Exercise description:
Your task is to locate every line holding the string "this" and to copy each of them.

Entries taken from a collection
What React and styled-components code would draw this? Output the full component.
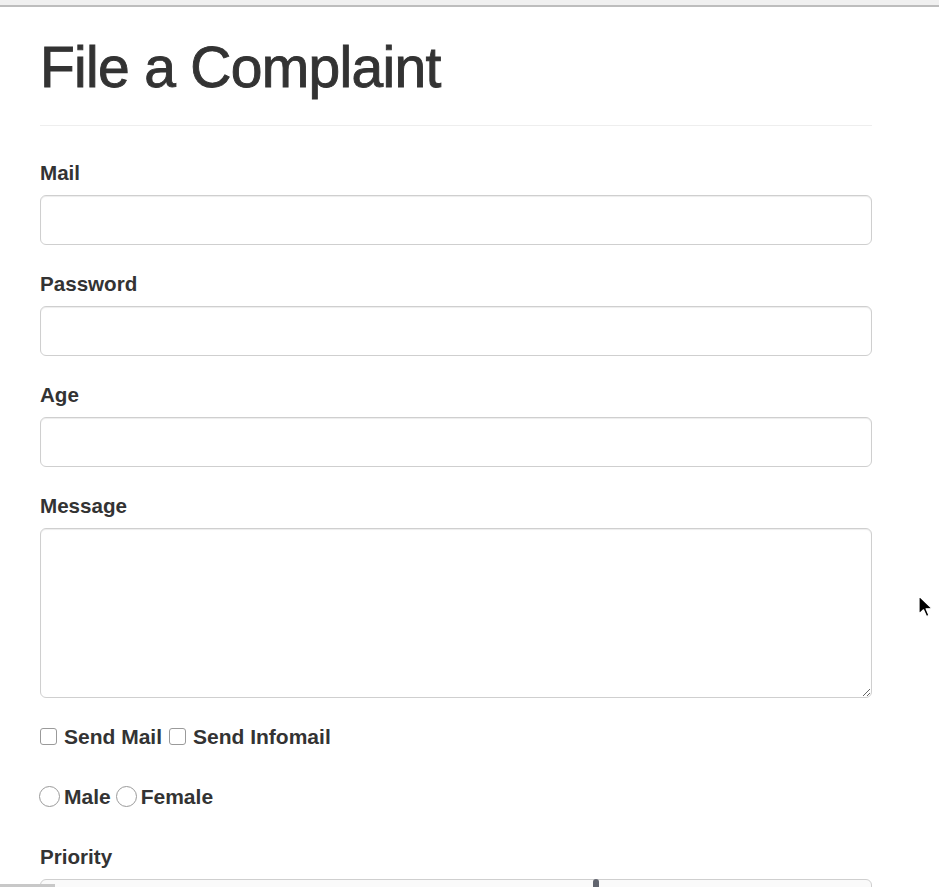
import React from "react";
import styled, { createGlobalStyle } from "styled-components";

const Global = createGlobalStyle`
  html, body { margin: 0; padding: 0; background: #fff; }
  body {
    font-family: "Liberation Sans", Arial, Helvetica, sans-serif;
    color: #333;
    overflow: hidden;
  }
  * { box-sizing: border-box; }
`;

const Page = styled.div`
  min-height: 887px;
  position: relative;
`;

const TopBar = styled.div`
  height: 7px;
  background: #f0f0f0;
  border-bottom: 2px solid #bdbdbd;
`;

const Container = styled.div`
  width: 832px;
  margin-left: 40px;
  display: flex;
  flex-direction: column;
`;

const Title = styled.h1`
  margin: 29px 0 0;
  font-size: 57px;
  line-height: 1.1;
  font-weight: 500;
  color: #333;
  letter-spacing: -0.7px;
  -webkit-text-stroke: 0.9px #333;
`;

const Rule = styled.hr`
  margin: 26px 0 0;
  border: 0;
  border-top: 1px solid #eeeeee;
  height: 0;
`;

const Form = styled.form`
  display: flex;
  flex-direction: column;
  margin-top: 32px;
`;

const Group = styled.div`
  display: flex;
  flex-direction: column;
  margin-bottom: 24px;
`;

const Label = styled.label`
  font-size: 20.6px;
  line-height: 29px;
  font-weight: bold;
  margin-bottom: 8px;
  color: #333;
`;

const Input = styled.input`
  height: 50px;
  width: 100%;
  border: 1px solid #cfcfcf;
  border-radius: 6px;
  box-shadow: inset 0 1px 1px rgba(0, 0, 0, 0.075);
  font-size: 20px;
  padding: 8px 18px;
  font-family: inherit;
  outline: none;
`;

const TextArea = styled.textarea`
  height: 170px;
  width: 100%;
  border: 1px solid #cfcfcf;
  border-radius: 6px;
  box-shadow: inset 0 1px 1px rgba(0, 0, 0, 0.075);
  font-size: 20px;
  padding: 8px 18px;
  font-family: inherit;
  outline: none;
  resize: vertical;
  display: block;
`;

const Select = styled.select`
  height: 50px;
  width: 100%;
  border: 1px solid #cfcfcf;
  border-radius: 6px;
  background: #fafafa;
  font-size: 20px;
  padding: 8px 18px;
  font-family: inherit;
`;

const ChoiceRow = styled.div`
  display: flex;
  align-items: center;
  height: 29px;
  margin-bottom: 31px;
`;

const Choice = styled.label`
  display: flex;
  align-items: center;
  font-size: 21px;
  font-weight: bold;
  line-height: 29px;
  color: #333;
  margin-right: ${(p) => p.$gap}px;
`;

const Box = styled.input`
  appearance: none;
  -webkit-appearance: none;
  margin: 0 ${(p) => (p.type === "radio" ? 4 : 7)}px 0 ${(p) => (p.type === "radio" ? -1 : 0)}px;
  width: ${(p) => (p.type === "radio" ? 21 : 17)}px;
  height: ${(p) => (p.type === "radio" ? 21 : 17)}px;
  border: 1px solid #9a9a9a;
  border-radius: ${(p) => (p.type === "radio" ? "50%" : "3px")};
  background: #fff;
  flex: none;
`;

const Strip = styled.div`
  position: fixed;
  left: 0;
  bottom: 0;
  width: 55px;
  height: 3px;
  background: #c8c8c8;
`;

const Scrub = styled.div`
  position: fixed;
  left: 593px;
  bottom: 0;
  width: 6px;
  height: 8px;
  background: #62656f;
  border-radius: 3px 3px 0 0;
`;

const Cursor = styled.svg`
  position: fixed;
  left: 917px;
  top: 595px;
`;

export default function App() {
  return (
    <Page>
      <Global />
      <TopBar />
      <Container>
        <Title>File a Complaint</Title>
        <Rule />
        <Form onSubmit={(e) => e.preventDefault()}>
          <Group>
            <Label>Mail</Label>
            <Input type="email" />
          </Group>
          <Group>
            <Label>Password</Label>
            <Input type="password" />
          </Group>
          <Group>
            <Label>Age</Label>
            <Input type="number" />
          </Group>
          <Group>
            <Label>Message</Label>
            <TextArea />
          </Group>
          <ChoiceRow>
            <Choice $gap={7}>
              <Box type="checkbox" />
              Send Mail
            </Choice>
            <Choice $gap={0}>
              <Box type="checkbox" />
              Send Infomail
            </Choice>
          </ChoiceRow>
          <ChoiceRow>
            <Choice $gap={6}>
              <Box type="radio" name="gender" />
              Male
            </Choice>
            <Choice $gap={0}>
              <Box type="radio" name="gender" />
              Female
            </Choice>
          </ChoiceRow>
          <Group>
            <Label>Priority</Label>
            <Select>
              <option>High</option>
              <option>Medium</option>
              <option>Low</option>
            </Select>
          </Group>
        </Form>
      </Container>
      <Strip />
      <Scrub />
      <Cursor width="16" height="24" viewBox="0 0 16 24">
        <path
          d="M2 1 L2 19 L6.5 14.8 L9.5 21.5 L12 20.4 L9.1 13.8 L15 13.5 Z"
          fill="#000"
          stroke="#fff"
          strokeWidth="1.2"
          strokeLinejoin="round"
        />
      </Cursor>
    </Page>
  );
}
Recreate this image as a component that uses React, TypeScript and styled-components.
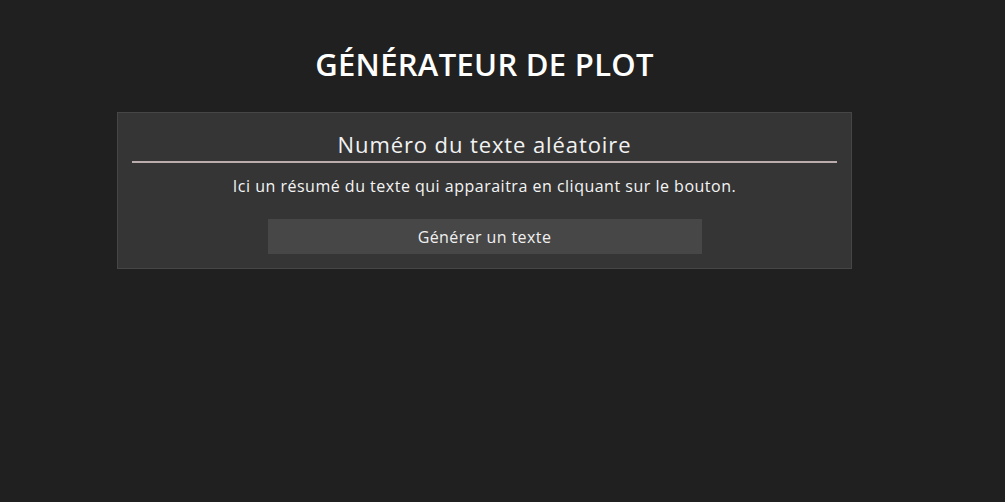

Result below:
What React and styled-components code would draw this? Output the full component.
Recreate this image as a component that uses React, TypeScript and styled-components.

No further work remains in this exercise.